В городе Бьютт в штате Монтана Пек нашел ту самую добросердечную медсестру, которая приняла живейшее участие в сексуальном просвещении Барклая. Она так увлеклась воспоминаниями, что Пеку пришлось отредактировать ее заявление, опуская самые пикантные подробности. Но он был благодарен ей за честное описание этих уроков, за возмущение по поводу вероломного обмана, за отказ взять деньги, за ужин, который она сама для него приготовила.
Последней свидетельницей была та самая влюбленная секретарша, которая не смогла найти издателя для рукописи. Она более не была стройна, а некогда темные волосы теперь красила в жуткий розовый цвет. Пек увидел ее имя под комическими куплетами в популярном журнале, написал в редакцию и десять дней спустя получил телеграммой потрясенный ответ – девушка не предполагала, что он жив.
Вечером в ее квартире зазвенел дверной звонок.
– Гомер! – Она обвила руками шею тощего, обожженного солнцем гостя.
Он мягко отстранился, поскольку, как и прежде, ревностно оберегал окружающих от своей заразы.
– Я больше не Гомер Пек. Я теперь Уоррен Вильсон.
– Ты в своем уме?
– Я сменил имя.
Он знал, что подруга рассмеется, услышав о такой донкихотской затее, и потому изложил свою историю с юмором. Гомер Пек подписал отказ от претензий к Барклаю и принял пять тысяч долларов в уплату за молчание. Но Уоррен Вильсон ничего не подписывал, и он был автором текстов, которые Барклай украл с точностью до слова.
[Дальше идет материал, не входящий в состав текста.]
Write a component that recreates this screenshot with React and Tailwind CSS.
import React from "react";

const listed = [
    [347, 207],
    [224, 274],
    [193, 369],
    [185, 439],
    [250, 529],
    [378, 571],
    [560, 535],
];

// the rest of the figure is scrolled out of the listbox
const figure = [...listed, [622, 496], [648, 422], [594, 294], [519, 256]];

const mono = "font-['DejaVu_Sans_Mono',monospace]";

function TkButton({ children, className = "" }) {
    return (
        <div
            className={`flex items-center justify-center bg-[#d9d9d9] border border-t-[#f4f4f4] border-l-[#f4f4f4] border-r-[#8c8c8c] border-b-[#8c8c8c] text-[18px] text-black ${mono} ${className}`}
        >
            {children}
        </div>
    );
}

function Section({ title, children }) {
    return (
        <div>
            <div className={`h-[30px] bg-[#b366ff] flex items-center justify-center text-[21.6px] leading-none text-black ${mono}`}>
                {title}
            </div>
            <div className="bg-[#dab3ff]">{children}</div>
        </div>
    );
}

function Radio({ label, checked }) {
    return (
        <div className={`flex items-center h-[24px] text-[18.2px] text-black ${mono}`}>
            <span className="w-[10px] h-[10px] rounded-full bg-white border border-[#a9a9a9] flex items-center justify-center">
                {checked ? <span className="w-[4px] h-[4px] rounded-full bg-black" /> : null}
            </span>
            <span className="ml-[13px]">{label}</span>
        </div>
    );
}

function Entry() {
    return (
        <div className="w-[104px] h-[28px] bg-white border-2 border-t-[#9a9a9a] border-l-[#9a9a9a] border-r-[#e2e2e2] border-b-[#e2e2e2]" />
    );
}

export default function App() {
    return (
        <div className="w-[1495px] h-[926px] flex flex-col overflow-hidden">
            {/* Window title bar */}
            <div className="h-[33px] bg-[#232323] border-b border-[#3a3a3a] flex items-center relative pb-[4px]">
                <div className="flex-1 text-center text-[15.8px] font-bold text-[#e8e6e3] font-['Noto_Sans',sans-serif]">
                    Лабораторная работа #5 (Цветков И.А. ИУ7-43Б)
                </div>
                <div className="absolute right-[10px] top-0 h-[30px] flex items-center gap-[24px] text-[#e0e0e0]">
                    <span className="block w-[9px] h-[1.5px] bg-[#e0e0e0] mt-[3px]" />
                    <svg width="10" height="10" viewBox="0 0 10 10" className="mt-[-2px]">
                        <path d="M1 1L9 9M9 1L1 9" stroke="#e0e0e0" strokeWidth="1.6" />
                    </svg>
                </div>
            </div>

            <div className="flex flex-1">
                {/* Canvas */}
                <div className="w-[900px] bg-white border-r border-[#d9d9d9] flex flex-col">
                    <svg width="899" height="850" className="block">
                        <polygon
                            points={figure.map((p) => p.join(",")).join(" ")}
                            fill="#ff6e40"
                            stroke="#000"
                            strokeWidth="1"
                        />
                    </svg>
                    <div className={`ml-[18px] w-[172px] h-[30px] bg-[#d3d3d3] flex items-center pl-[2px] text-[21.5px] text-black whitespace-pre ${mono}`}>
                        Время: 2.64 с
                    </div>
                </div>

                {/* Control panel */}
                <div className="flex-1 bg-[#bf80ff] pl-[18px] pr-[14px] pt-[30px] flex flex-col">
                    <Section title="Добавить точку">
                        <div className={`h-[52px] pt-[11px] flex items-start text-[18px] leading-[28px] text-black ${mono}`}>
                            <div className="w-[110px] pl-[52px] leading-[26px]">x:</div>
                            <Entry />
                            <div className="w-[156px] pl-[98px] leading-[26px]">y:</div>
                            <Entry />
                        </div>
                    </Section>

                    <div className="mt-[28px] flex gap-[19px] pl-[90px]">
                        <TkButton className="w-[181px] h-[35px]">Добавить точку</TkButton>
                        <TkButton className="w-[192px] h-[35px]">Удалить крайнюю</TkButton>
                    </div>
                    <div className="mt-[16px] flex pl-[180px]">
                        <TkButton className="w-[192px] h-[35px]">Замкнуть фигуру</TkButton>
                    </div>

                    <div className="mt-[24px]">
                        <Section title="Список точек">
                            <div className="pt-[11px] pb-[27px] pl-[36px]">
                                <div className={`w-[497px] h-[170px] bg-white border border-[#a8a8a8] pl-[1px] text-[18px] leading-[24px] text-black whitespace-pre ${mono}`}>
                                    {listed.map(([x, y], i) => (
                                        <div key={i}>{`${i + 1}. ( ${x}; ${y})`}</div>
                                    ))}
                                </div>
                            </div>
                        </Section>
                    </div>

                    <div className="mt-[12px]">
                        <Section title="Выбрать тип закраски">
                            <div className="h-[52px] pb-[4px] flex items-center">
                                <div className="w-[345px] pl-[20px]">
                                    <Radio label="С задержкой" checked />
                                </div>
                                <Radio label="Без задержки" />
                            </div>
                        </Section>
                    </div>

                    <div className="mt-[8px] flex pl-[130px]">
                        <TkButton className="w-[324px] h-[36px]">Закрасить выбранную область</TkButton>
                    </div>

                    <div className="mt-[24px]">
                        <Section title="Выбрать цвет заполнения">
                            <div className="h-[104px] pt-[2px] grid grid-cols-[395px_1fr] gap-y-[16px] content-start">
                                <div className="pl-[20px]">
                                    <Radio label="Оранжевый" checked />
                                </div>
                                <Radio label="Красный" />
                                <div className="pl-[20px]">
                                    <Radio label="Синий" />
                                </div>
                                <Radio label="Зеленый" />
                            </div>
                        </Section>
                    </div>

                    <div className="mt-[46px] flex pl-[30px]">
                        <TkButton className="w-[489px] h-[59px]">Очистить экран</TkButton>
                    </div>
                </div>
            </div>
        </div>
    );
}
На следующее утро он явился к Барклаю в офис. Человеку с улицы не так-то просто было получить аудиенцию – «создателя» философии правды приходилось беречь от благодарных последователей. Вильсон все продумал. На его визитке значилось: «Доктор Филмор Макрей, Институт мануальной терапии Макрея, Лос-Анджелес». Конечно, Барклай не забыл врача, который так внимательно к нему отнесся. Он наверняка предположил, что светило медицины хочет дать интервью журналу «Правда и здоровье» и сделать рекламу своему заведению.
Когда «доктор Макрей» вошел в кабинет, Барклай побелел как полотно.
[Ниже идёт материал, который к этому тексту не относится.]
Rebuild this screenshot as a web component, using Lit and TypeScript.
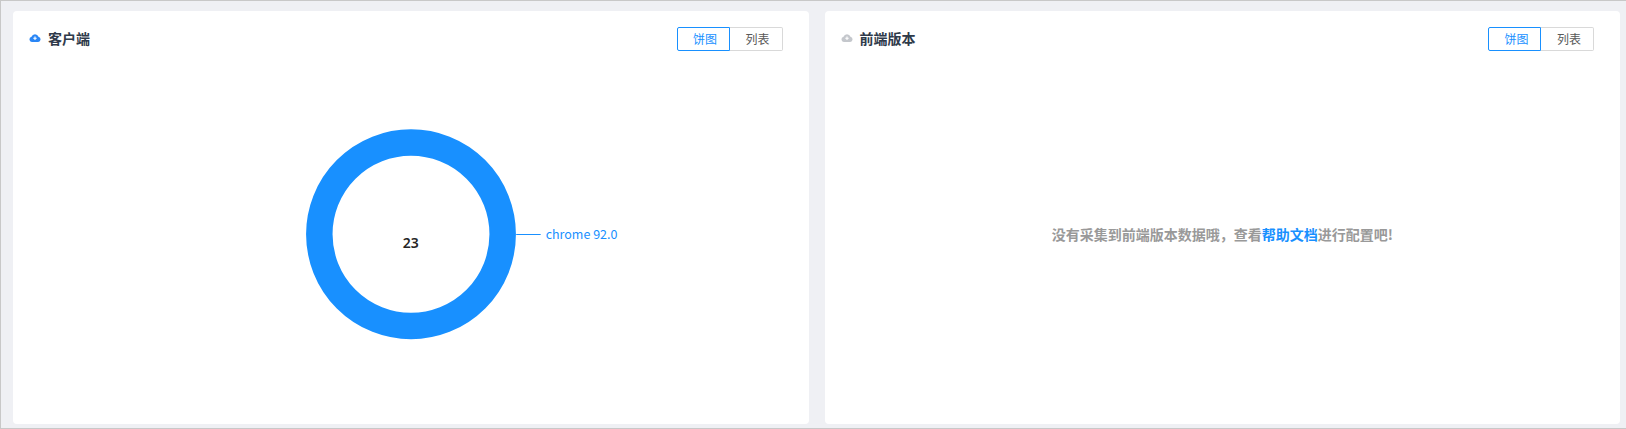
import { LitElement, html, css } from "lit";
import { customElement, property } from "lit/decorators.js";

const cloud = () => html`<svg class="cloud" viewBox="0 0 12 8" width="12" height="8" aria-hidden="true">
  <path d="M2.8 8A2.7 2.7 0 0 1 2.5 2.7 3.7 3.7 0 0 1 9.5 2.7 2.7 2.7 0 0 1 9.2 8Z" fill="currentColor"></path>
  <path d="M6 2.6v3.4M4.3 4.3h3.4" stroke="#fff" stroke-width="1.1" fill="none"></path>
</svg>`;

@customElement("panel-card")
class PanelCard extends LitElement {
  @property() heading = "";
  @property({ type: Boolean, reflect: true }) active = false;
  static styles = css`
    :host { flex: 1 1 0; min-width: 0; background: #fff; border-radius: 4px; display: flex; flex-direction: column; }
    .head { display: flex; align-items: center; justify-content: space-between; padding: 16px 26px 0 16px; height: 23px; }
    .title { display: flex; align-items: center; gap: 7px; font-size: 14px; font-weight: 700; color: #2f3a4a; line-height: 20px; margin-top: -2px; }
    .cloud { color: #c4c7cc; flex: none; margin-top: 1px; }
    :host([active]) .cloud { color: #2a86f5; }
    .seg { display: flex; height: 24px; font-size: 12px; line-height: 22px; color: #595959; }
    .seg span { box-sizing: border-box; width: 53px; padding-left: 4px; text-align: center; border: 1px solid #d9d9d9; }
    .seg .on { color: #1890ff; border-color: #1890ff; border-radius: 2px 0 0 2px; }
    .seg .off { border-left: 0; border-radius: 0 2px 2px 0; }
    .body { flex: 1; min-height: 0; display: flex; align-items: center; justify-content: center; }
  `;
  render() {
    return html`<div class="head">
        <div class="title">${cloud()}<span>${this.heading}</span></div>
        <div class="seg"><span class="on">饼图</span><span class="off">列表</span></div>
      </div>
      <div class="body"><slot></slot></div>`;
  }
}

@customElement("app-root")
class AppRoot extends LitElement {
  static styles = css`
    :host { display: flex; box-sizing: border-box; width: 1626px; height: 429px; gap: 16px; padding: 10px 6px 4px 12px; background: #eff0f4; border: 1px solid #c8c8c8; border-width: 1px 0 1px 1px; font-family: "Noto Sans CJK SC", "Noto Sans", sans-serif; }
    .chart { display: block; width: 796px; height: 350px; }
    .label { font-size: 12.5px; fill: #1890ff; }
    .total { font-size: 14px; font-weight: 600; fill: #262626; font-family: "Noto Sans", sans-serif; }
    .empty { font-size: 14px; font-weight: 700; color: #999; margin-top: -7px; }
    .empty a { color: #1890ff; text-decoration: none; }
  `;
  render() {
    return html`
      <panel-card heading="客户端" active>
        <svg class="chart" viewBox="0 0 796 350">
          <circle cx="398.25" cy="172.25" r="91.75" fill="none" stroke="#1890ff" stroke-width="26.5"></circle>
          <path d="M503.5 172.5H528" stroke="#1890ff" stroke-width="1" fill="none"></path>
          <text class="label" x="533" y="177">chrome 92.0</text>
          <text class="total" x="398" y="186" text-anchor="middle">23</text>
        </svg>
      </panel-card>
      <panel-card heading="前端版本">
        <div class="empty">没有采集到前端版本数据哦，查看<a>帮助文档</a>进行配置吧!</div>
      </panel-card>`;
  }
}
– Меня зовут Уоррен Вильсон, – веско произнес посетитель. – Вы наверняка слышали о моем учебном курсе по динамике бизнеса. Главы четвертая, пятая, седьмая и тринадцатая в вашей книге полностью списаны с моих уроков под номерами с двадцать третьего по двадцать восьмой.
Барклай склонился к селектору на своем столе, и в кабинете тут же возник Эдвард Эверетт Манн – словно выскочил из обшитой дубовыми панелями стены. Он больше не был обычным секретарем. Грязной работой он успел заслужить себе новые титулы – контрольный редактор, главный управляющий, личный помощник Нобла Барклая. Он прочно обосновался в собственном кабинете и был уверен, что жизнь его устроена раз и навсегда.
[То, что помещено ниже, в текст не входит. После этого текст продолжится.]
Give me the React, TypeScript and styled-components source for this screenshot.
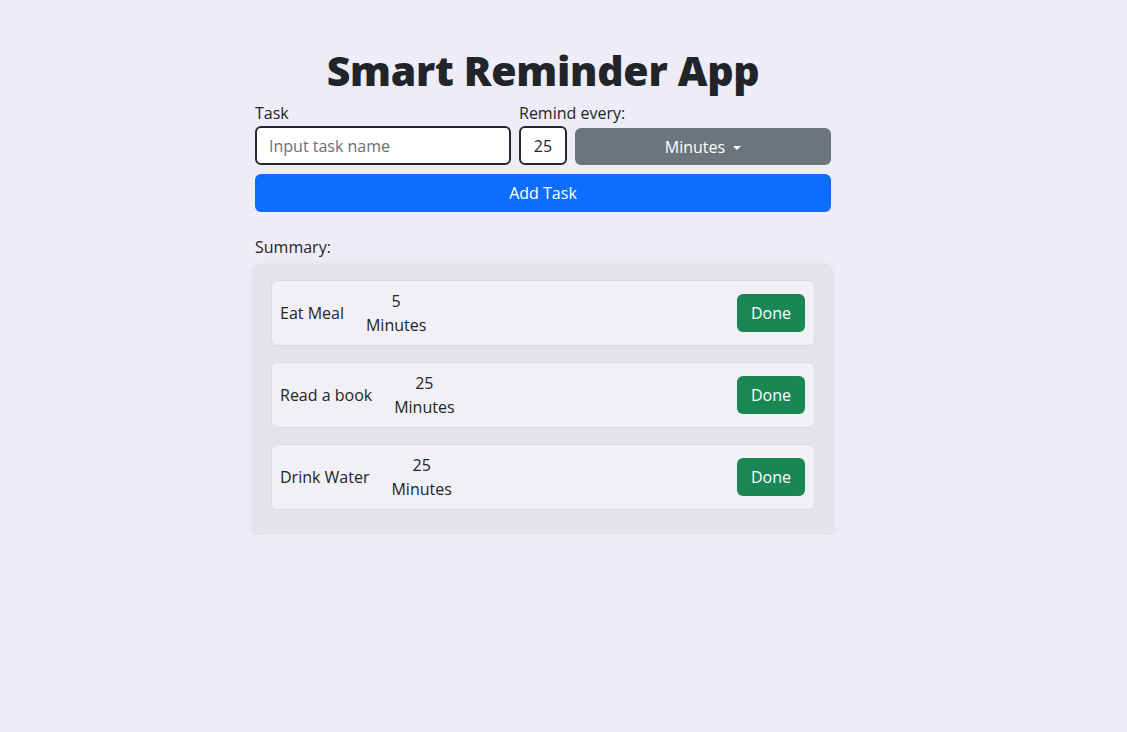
import React from 'react'
import styled, { createGlobalStyle } from 'styled-components'

const GlobalStyle = createGlobalStyle`
  body {
    margin: 0;
    background: #eeecf6;
    font-family: 'Open Sans', 'Liberation Sans', sans-serif;
    color: #212529;
  }
`

const Page = styled.div`
  width: 576px;
  margin-left: 255px;
  padding-top: 44px;
`

const Title = styled.h1`
  margin: 0 0 6px;
  text-align: center;
  font-size: 41px;
  font-weight: 800;
  letter-spacing: -0.3px;
  line-height: 52px;
  color: #212529;
`

const Form = styled.div`
  display: grid;
  grid-template-columns: 256px 48px 1fr;
  column-gap: 8px;
`

const Label = styled.label<{ span?: number }>`
  grid-column: span ${(p) => p.span || 1};
  font-size: 16px;
  line-height: 22px;
  margin-bottom: 2px;
`

const Input = styled.input`
  box-sizing: border-box;
  height: 39px;
  border: 2px solid #25272c;
  border-radius: 6px;
  padding: 0 12px;
  font: inherit;
  font-size: 16px;
  background: #fff;
  color: #212529;
  outline: none;
  &::placeholder {
    color: #6c6e72;
  }
`

const NumberInput = styled(Input)`
  padding: 0;
  text-align: center;
`

const Button = styled.button<{ $bg: string }>`
  box-sizing: border-box;
  border: none;
  border-radius: 6px;
  background: ${(p) => p.$bg};
  color: #fff;
  font: inherit;
  font-size: 16px;
  cursor: pointer;
`

const Dropdown = styled(Button)`
  height: 37px;
  margin-top: 2px;
  display: flex;
  align-items: center;
  justify-content: center;
  gap: 8px;
`

const Caret = styled.span`
  width: 0;
  height: 0;
  border-left: 4px solid transparent;
  border-right: 4px solid transparent;
  border-top: 4px solid #fff;
  margin-top: 2px;
`

const AddButton = styled(Button)`
  width: 100%;
  height: 38px;
  margin-top: 9px;
`

const SummaryLabel = styled.div`
  margin-top: 24px;
  font-size: 16px;
  line-height: 22px;
`

const Card = styled.div`
  margin-top: 6px;
  background: #e3e3e8;
  border-radius: 6px;
  box-shadow: 0 2px 8px rgba(0, 0, 0, 0.12);
  padding: 16px 16px 25px;
  display: flex;
  flex-direction: column;
  gap: 16px;
`

const Item = styled.div`
  display: flex;
  align-items: center;
  height: 66px;
  box-sizing: border-box;
  padding: 0 9px 0 8px;
  background: #f0f0f5;
  border: 1px solid #d9d9de;
  border-radius: 6px;
  font-size: 16px;
`

const TaskName = styled.span`
  margin-right: 10px;
`

const Interval = styled.div`
  display: flex;
  flex-direction: column;
  align-items: center;
  line-height: 24px;
  padding: 0 12px;
`

const DoneButton = styled(Button)`
  margin-left: auto;
  height: 38px;
  padding: 0 14px;
  font-size: 16px;
`

const tasks = [
  { name: 'Eat Meal', every: 5 },
  { name: 'Read a book', every: 25 },
  { name: 'Drink Water', every: 25 },
]

const App = () => {
  return (
    <Page>
      <GlobalStyle />
      <Title>Smart Reminder App</Title>
      <Form>
        <Label>Task</Label>
        <Label span={2}>Remind every:</Label>
        <Input placeholder="Input task name" />
        <NumberInput defaultValue="25" />
        <Dropdown $bg="#6c757d">
          Minutes <Caret />
        </Dropdown>
      </Form>
      <AddButton $bg="#0d6efd">Add Task</AddButton>
      <SummaryLabel>Summary:</SummaryLabel>
      <Card>
        {tasks.map((t) => (
          <Item key={t.name}>
            <TaskName>{t.name}</TaskName>
            <Interval>
              <span>{t.every}</span>
              <span>Minutes</span>
            </Interval>
            <DoneButton $bg="#198754">Done</DoneButton>
          </Item>
        ))}
      </Card>
    </Page>
  )
}

export default App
Тут Вильсон не стал глушить свою тягу к драме.
– На этот раз вам не придется проявлять снисхождение к тому, кто не может доказать факт интеллектуальной кражи. Теперь, господа, я располагаю такими доказательствами, что могу не только отсудить у вас миллионы, но и поставить крест на вашей карьере и вашем прибыльном бизнесе, отправить вас в тюрьму и превратить имя Нобла Барклая из синонима слова «правда» в само воплощение лжи и вероломства.
Манн осклабился.
– Если у вас есть такие убедительные доказательства, почему вы не пошли с ними в суд, а явились сюда сыпать малоправдоподобными угрозами? – Он повернулся к Барклаю и заявил: – Это шантаж. Он пытается вытянуть из вас еще денег.